反応性の強いアルカリ金属であるリチウムの代わりに、炭素陰極を適用した技術をソニーが商品化したのがリチウム二次電池であり、有機電解液を使用する二次電池としてエネルギー密度の高い利点を持っている。ただ、依然として発火や爆発のような安全性には脆弱性が残っており、日本と韓国の主要電池メーカーの大半は、大小の火災事件を経験している。
このような事件・事故を経験しながら、韓国・中国・日本はリチウム二次電池の世界市場を3等分し、激しく競争している。冒頭で述べたように、リチウム二次電池分野で韓中日の3カ国は、技術競争の中で若干異なる戦略をとっているように思われる。似て非なる文化を持つこの3カ国は、二次電池分野でもやはり研究環境・天然資源・企業文化・市場環境など、それぞれの長所を最大限に活用した戦略を駆使しているものと思われる。
二次電池分野の最近の話題は、断然、EVへの適用技術である。EVの代表的な成功事例は米国のテスラ社だ。テスラ社CEOのイーロン・マスク氏は、アマゾンの共同創設者であるジェフ・ベゾス氏を越えて世界最高の富豪となり、スティーブ・ジョブズ以来、最も革新的なリーダーとして挙げられる。テスラ社は、円筒型リチウムイオン二次電池数千個を採用したモデルを、EVの中では世界で最も多く販売し(現在まで)、テスラ社の企業価値はGMやトヨタのような既存の自動車メーカーを越えた。今年60万台程度のEVを生産しているテスラ社が、それより10倍を超える内燃機関自動車を生産するメーカーの企業価値を上回ったことになる。

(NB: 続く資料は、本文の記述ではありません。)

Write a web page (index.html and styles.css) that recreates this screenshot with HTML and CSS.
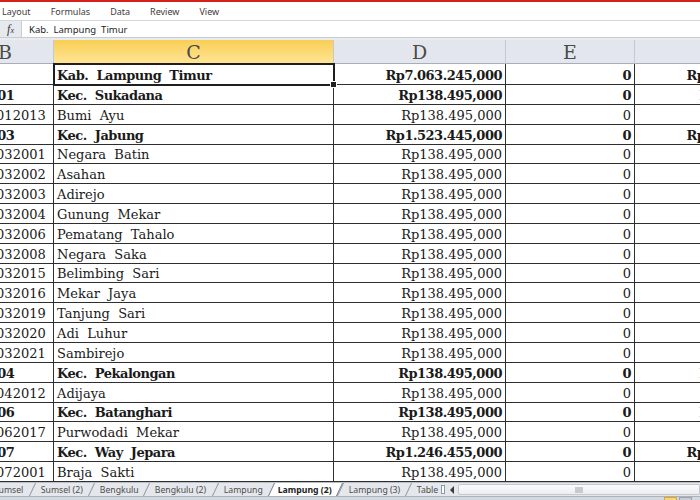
FILE: index.html
```html
<!DOCTYPE html>
<html lang="id">
<head>
<meta charset="utf-8">
<title>Lampung (2)</title>
<link rel="stylesheet" href="styles.css">
</head>
<body>
<div class="app">
  <div class="redline"></div>
  <div class="menu">
    <span>Layout</span><span>Formulas</span><span>Data</span><span>Review</span><span>View</span>
  </div>
  <div class="fbar">
    <div class="fx">f<small>x</small></div>
    <div class="ftext">Kab.  Lampung  Timur</div>
  </div>
  <div class="gap"></div>
  <div class="sheetwrap">
    <div class="sheet">
      <div class="hd">B</div><div class="hd hsel">C</div><div class="hd">D</div><div class="hd">E</div><div class="hd">F</div>

      <div class="c b"></div><div class="c t b selcell">Kab.  Lampung  Timur</div><div class="c n b">Rp7.063.245,000</div><div class="c n b">0</div><div class="c n f b">Rp7.063.245,000</div>
      <div class="c code b"><span>180701</span></div><div class="c t b">Kec.  Sukadana</div><div class="c n b">Rp138.495,000</div><div class="c n b">0</div><div class="c n f b">Rp138.495,000</div>
      <div class="c code"><span>1807012013</span></div><div class="c t">Bumi  Ayu</div><div class="c n">Rp138.495,000</div><div class="c n">0</div><div class="c n f"></div>
      <div class="c code b"><span>180703</span></div><div class="c t b">Kec.  Jabung</div><div class="c n b">Rp1.523.445,000</div><div class="c n b">0</div><div class="c n f b">Rp1.523.445,000</div>
      <div class="c code"><span>1807032001</span></div><div class="c t">Negara  Batin</div><div class="c n">Rp138.495,000</div><div class="c n">0</div><div class="c n f"></div>
      <div class="c code"><span>1807032002</span></div><div class="c t">Asahan</div><div class="c n">Rp138.495,000</div><div class="c n">0</div><div class="c n f"></div>
      <div class="c code"><span>1807032003</span></div><div class="c t">Adirejo</div><div class="c n">Rp138.495,000</div><div class="c n">0</div><div class="c n f"></div>
      <div class="c code"><span>1807032004</span></div><div class="c t">Gunung  Mekar</div><div class="c n">Rp138.495,000</div><div class="c n">0</div><div class="c n f"></div>
      <div class="c code"><span>1807032006</span></div><div class="c t">Pematang  Tahalo</div><div class="c n">Rp138.495,000</div><div class="c n">0</div><div class="c n f"></div>
      <div class="c code"><span>1807032008</span></div><div class="c t">Negara  Saka</div><div class="c n">Rp138.495,000</div><div class="c n">0</div><div class="c n f"></div>
      <div class="c code"><span>1807032015</span></div><div class="c t">Belimbing  Sari</div><div class="c n">Rp138.495,000</div><div class="c n">0</div><div class="c n f"></div>
      <div class="c code"><span>1807032016</span></div><div class="c t">Mekar  Jaya</div><div class="c n">Rp138.495,000</div><div class="c n">0</div><div class="c n f"></div>
      <div class="c code"><span>1807032019</span></div><div class="c t">Tanjung  Sari</div><div class="c n">Rp138.495,000</div><div class="c n">0</div><div class="c n f"></div>
      <div class="c code"><span>1807032020</span></div><div class="c t">Adi  Luhur</div><div class="c n">Rp138.495,000</div><div class="c n">0</div><div class="c n f"></div>
      <div class="c code"><span>1807032021</span></div><div class="c t">Sambirejo</div><div class="c n">Rp138.495,000</div><div class="c n">0</div><div class="c n f"></div>
      <div class="c code b"><span>180704</span></div><div class="c t b">Kec.  Pekalongan</div><div class="c n b">Rp138.495,000</div><div class="c n b">0</div><div class="c n f b">Rp138.495,000</div>
      <div class="c code"><span>1807042012</span></div><div class="c t">Adijaya</div><div class="c n">Rp138.495,000</div><div class="c n">0</div><div class="c n f"></div>
      <div class="c code b"><span>180706</span></div><div class="c t b">Kec.  Batanghari</div><div class="c n b">Rp138.495,000</div><div class="c n b">0</div><div class="c n f b">Rp138.495,000</div>
      <div class="c code"><span>1807062017</span></div><div class="c t">Purwodadi  Mekar</div><div class="c n">Rp138.495,000</div><div class="c n">0</div><div class="c n f"></div>
      <div class="c code b"><span>180707</span></div><div class="c t b">Kec.  Way  Jepara</div><div class="c n b">Rp1.246.455,000</div><div class="c n b">0</div><div class="c n f b">Rp1.246.455,000</div>
      <div class="c code"><span>1807072001</span></div><div class="c t">Braja  Sakti</div><div class="c n">Rp138.495,000</div><div class="c n">0</div><div class="c n f"></div>
      <div class="c code"><span></span></div><div class="c t"></div><div class="c n"></div><div class="c n"></div><div class="c n f"></div>
    </div>
  </div>
  <div class="tabbar">
    <div class="tabs">
      <div class="tab first"><span>Sumsel</span></div>
      <div class="tab"><span>Sumsel (2)</span></div>
      <div class="tab"><span>Bengkulu</span></div>
      <div class="tab"><span>Bengkulu (2)</span></div>
      <div class="tab"><span>Lampung</span></div>
      <div class="tab active"><span>Lampung (2)</span></div>
      <div class="tab"><span>Lampung (3)</span></div>
      <div class="tab last"><span>Table</span></div>
    </div>
    <div class="tabsplit"></div>
    <svg class="arrow" width="6" height="8" viewBox="0 0 6 8"><path d="M5 0 L1 4 L5 8 Z" fill="#3a3a3a"/></svg>
    <div class="hscroll">
      <svg class="grip" width="8" height="6" viewBox="0 0 8 6"><path d="M1 0v6M3 0v6M5 0v6M7 0v6" stroke="#9aa2ad" stroke-width="1"/></svg>
    </div>
  </div>
  <div class="status">
    <div class="status-fill"></div>
    <div class="vbtn on"></div>
    <div class="vbtn"></div>
  </div>
</div>
</body>
</html>
```

FILE: styles.css
```css
* { box-sizing: border-box; }
html, body { margin: 0; padding: 0; }
body {
  width: 700px;
  height: 500px;
  overflow: hidden;
  background: #ffffff;
  font-family: "Noto Sans", "DejaVu Sans", sans-serif;
}
.app {
  width: 700px;
  height: 500px;
  display: flex;
  flex-direction: column;
  overflow: hidden;
}
.redline {
  height: 2px;
  flex: none;
  background: #d8201b;
}
.menu {
  height: 19px;
  flex: none;
  display: flex;
  align-items: center;
  gap: 20px;
  padding-left: 2px;
  font-size: 9px;
  color: #3c3c3c;
  background: #ffffff;
  border-bottom: 1px solid #d3d7dd;
}
.fbar {
  height: 17px;
  flex: none;
  display: flex;
  align-items: stretch;
  border-bottom: 1px solid #c6ccd4;
}
.fx {
  width: 22px;
  flex: none;
  background: #e6e9ee;
  border-right: 1px solid #c9ced6;
  font-family: "Liberation Serif", serif;
  font-style: italic;
  font-size: 12px;
  color: #333333;
  display: flex;
  align-items: center;
  justify-content: center;
}
.fx small { font-size: 8px; margin-top: 3px; }
.ftext {
  flex: 1;
  padding-left: 7px;
  font-size: 9.5px;
  color: #1e1e1e;
  display: flex;
  align-items: center;
  white-space: pre;
}
.gap {
  height: 2px;
  flex: none;
  background: #e9ebee;
}
.sheetwrap {
  flex: 1;
  overflow: hidden;
}
.sheet {
  margin-left: -43px;
  display: grid;
  grid-template-columns: 97px 280px 172px 129px 172px;
  grid-template-rows: 24px 21px;
  grid-auto-rows: 19.85px;
  width: 850px;
}
.hd {
  background: #e3e7ed;
  border-right: 1px solid #c4cad3;
  border-bottom: 1px solid #a6aebb;
  display: flex;
  align-items: center;
  justify-content: center;
  font-family: "DejaVu Serif", serif;
  font-size: 19px;
  color: #4a4a4a;
}
.hd.hsel {
  background: linear-gradient(#f8cf55, #ffe494);
  border-bottom-color: #e2b04a;
}
.c {
  border-right: 1px solid #2e2e2e;
  border-bottom: 1px solid #2e2e2e;
  display: flex;
  align-items: flex-end;
  padding: 0 3px 0 3px;
  overflow: hidden;
  white-space: pre;
  font-family: "DejaVu Serif", serif;
  font-size: 13px;
  line-height: 16px;
  color: #1a1a1a;
}
.c.b { font-weight: bold; letter-spacing: -0.5px; }
.c.n { justify-content: flex-end; }
.c.code { padding-left: 6px; }
.c.code span { flex: none; }
.selcell {
  position: relative;
  overflow: visible;
  outline: 2px solid #1f1f1f;
  outline-offset: -1px;
}
.selcell::after {
  content: "";
  position: absolute;
  right: -4px;
  bottom: -4px;
  width: 5px;
  height: 5px;
  background: #1f1f1f;
  border: 1px solid #ffffff;
}
.tabbar {
  height: 15px;
  flex: none;
  display: flex;
  align-items: stretch;
  background: #e4e7eb;
  border-top: 1px solid #b9bfc8;
  border-bottom: 1px solid #aab1bb;
  overflow: hidden;
}
.tabs {
  display: flex;
  align-items: stretch;
  margin-left: -14px;
  flex: none;
}
.tab {
  transform: skewX(-25deg);
  border-left: 1px solid #8e96a1;
  padding: 0 8px 0 8px;
  display: flex;
  align-items: center;
  font-size: 8.7px;
  color: #4d4d4d;
}
.tab span {
  transform: skewX(25deg);
  white-space: nowrap;
}
.tab.first { border-left: none; }
.tab.active {
  background: #ffffff;
  border-left: 1px solid #6f7782;
  border-right: 1px solid #6f7782;
  font-weight: bold;
  color: #222222;
  padding: 0 7px 0 6px;
}
.tab.last { padding-right: 2px; }
.tabsplit {
  width: 4px;
  flex: none;
  margin: 2px 3px 2px 0;
  border: 1px solid #8f97a2;
  background: #ffffff;
}
.arrow {
  flex: none;
  align-self: center;
  margin: 0 3px 0 1px;
}
.hscroll {
  flex: 1;
  margin: 1px 0 1px 0;
  border: 1px solid #c2c8d0;
  border-radius: 2px;
  background: linear-gradient(#fbfbfc, #eceef1);
  display: flex;
  align-items: center;
  justify-content: center;
}
.status {
  height: 3px;
  flex: none;
  display: flex;
  background: #d3d9e1;
}
.status-fill { flex: 1; }
.vbtn {
  width: 13px;
  height: 3px;
  flex: none;
  margin-right: 2px;
  background: #c9ced6;
  border: 1px solid #9aa2ad;
  border-bottom: none;
}
.vbtn.on {
  background: #fbd66a;
  border-color: #d9a63c;
}
.vbtn:last-child { margin-right: 8px; }
```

企業価値を株価で示す文化の米国は、イーロン・マスク氏を世界最高の富豪とし、テスラ社をイノベーションのアイコンにしている。テスラ社以外にも、フォルクスワーゲン・GM・現代自動車・ルノー-日産などが急速に市場シェアを広げている。これまでプリウスというハイブリッド電気自動車を20年以上販売してきたトヨタは、自社で蓄積したデータと技術をもとに全固体電池を適用したEVの発売を予告している。韓国・日本を含むすべての電池関連企業が、激しい技術競争を通じて安全で効率的な電池技術を開発し、さらに人類の大きな憂慮事項である気候変動への対応に寄与できることを期待する。